UC Irvine

Objective

A subset of children with febrile status epilepticus (FSE) are at risk for development of temporal lobe epilepsy later in life. We sought a noninvasive predictive marker of those at risk that can be identified soon after FSE, within a clinically realistic timeframe.

Methods

Longitudinal T₂ -weighted magnetic resonance imaging (T₂ WI MRI) of rat pups at several time points after experimental FSE (eFSE) was performed on a high-field scanner followed by long-term continuous electroencephalography. In parallel, T₂ WI MRI scans were performed on a 3.0-T clinical scanner. Finally, chronic T₂ WI MRI signal changes were examined in rats that experienced eFSE and were imaged months later in adulthood.

Results

Epilepsy-predicting T₂ changes, previously observed at 2 hours after eFSE, persisted for at least 6 hours, enabling translation to the clinic.
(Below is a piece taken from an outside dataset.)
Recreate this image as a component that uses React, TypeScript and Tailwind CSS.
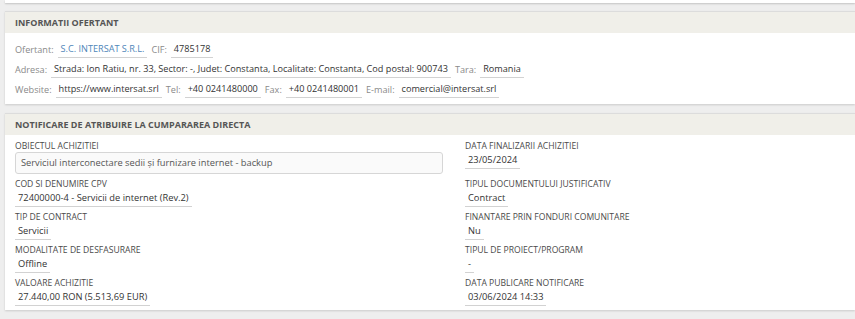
const font = { fontFamily: '"Open Sans", "Liberation Sans", sans-serif' };

function Val({ children, link = false }: { children: React.ReactNode; link?: boolean }) {
  return (
    <span
      className={
        "ml-[4px] mr-[4px] px-[3px] pb-[1px] border-b border-[#d2d2d2] " +
        (link ? "text-[#4f86b9]" : "text-[#333]")
      }
    >
      {children}
    </span>
  );
}

function Lbl({ children }: { children: React.ReactNode }) {
  return <span className="text-[#8a8a8a]">{children}</span>;
}

function Field({ label, value, box = false }: { label: string; value: string; box?: boolean }) {
  return (
    <div className="mb-[4px]">
      <div className="h-[12px] leading-[12px] text-[8.6px] text-[#4a4a4a] uppercase">{label}</div>
      {box ? (
        <div className="h-[22px] leading-[20px] px-[5px] border border-[#d6d6d6] rounded-[3px] bg-[#fafafa] text-[9.3px] text-[#555]">
          {value}
        </div>
      ) : (
        <div className="h-[17px] flex items-start">
          <span className="h-[17px] leading-[16px] px-[3px] border-b border-[#d2d2d2] text-[9.3px] text-[#333]">
            {value}
          </span>
        </div>
      )}
    </div>
  );
}

function Header({ title }: { title: string }) {
  return (
    <div className="h-[21px] bg-[#f0efe9] px-[10px] flex items-center text-[9px] font-bold text-[#555]">
      {title}
    </div>
  );
}

export default function App() {
  return (
    <div className="w-[855px] h-[319px] overflow-hidden bg-[#eeeeee]" style={font}>
      <div className="ml-[5px] h-[3px] bg-white shadow-[0_1px_2px_rgba(0,0,0,0.18)]" />

      <div className="ml-[5px] mt-[8px] bg-white border-t border-[#dcdcdc] shadow-[0_1px_2px_rgba(0,0,0,0.15)]">
        <Header title="INFORMATII OFERTANT" />
        <div className="px-[10px] pt-[7px] pb-[4px] text-[9.15px]">
          <div className="h-[20px] flex items-center">
            <Lbl>Ofertant:</Lbl>
            <Val link>S.C. INTERSAT S.R.L.</Val>
            <Lbl>CIF:</Lbl>
            <Val>4785178</Val>
          </div>
          <div className="h-[20px] flex items-center">
            <Lbl>Adresa:</Lbl>
            <Val>Strada: Ion Ratiu, nr. 33, Sector: -, Judet: Constanta, Localitate: Constanta, Cod postal: 900743</Val>
            <Lbl>Tara:</Lbl>
            <Val>Romania</Val>
          </div>
          <div className="h-[20px] flex items-center">
            <Lbl>Website:</Lbl>
            <Val>https://www.intersat.srl</Val>
            <Lbl>Tel:</Lbl>
            <Val>+40 0241480000</Val>
            <Lbl>Fax:</Lbl>
            <Val>+40 0241480001</Val>
            <Lbl>E-mail:</Lbl>
            <Val>comercial@intersat.srl</Val>
          </div>
        </div>
      </div>

      <div className="ml-[5px] mt-[9px] bg-white border-t border-[#dcdcdc] shadow-[0_1px_2px_rgba(0,0,0,0.15)]">
        <Header title="NOTIFICARE DE ATRIBUIRE LA CUMPARAREA DIRECTA" />
        <div className="px-[10px] pt-[5px] grid grid-cols-[428px_1fr] gap-x-[22px]">
          <Field label="Obiectul achizitiei" value="Serviciul interconectare sedii și furnizare internet - backup" box />
          <Field label="Data finalizarii achizitiei" value="23/05/2024" />
          <Field label="Cod si denumire CPV" value="72400000-4 - Servicii de internet (Rev.2)" />
          <Field label="Tipul documentului justificativ" value="Contract" />
          <Field label="Tip de contract" value="Servicii" />
          <Field label="Finantare prin fonduri comunitare" value="Nu" />
          <Field label="Modalitate de desfasurare" value="Offline" />
          <Field label="Tipul de proiect/program" value="-" />
          <Field label="Valoare achizitie" value="27.440,00 RON (5.513,69 EUR)" />
          <Field label="Data publicare notificare" value="03/06/2024 14:33" />
        </div>
      </div>
    </div>
  );
}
Repeated scans, creating MRI trajectories of T₂ relaxation times following eFSE, provided improved prediction of epileptogenesis compared with a single MRI scan. Predictive signal changes centered on limbic structures, such as the basolateral and medial amygdala. T₂ WI MRI changes, originally described on high-field scanners, can also be measured on clinical MRI scanners. Chronically elevated T₂ relaxation times in hippocampus were observed months after eFSE in rats, as noted for post-FSE changes in children.

Significance

Early T₂ WI MRI changes after eFSE provide a strong predictive measure of epileptogenesis following eFSE, on both high-field and clinical MRI scanners. Importantly, the extension of the acute signal changes to at least 6 hours after the FSE enables its inclusion in clinical studies. Chronic elevations of T₂ relaxation times within the hippocampal formation and related structures are common to human and rodent FSE, suggesting that similar processes are involved across species.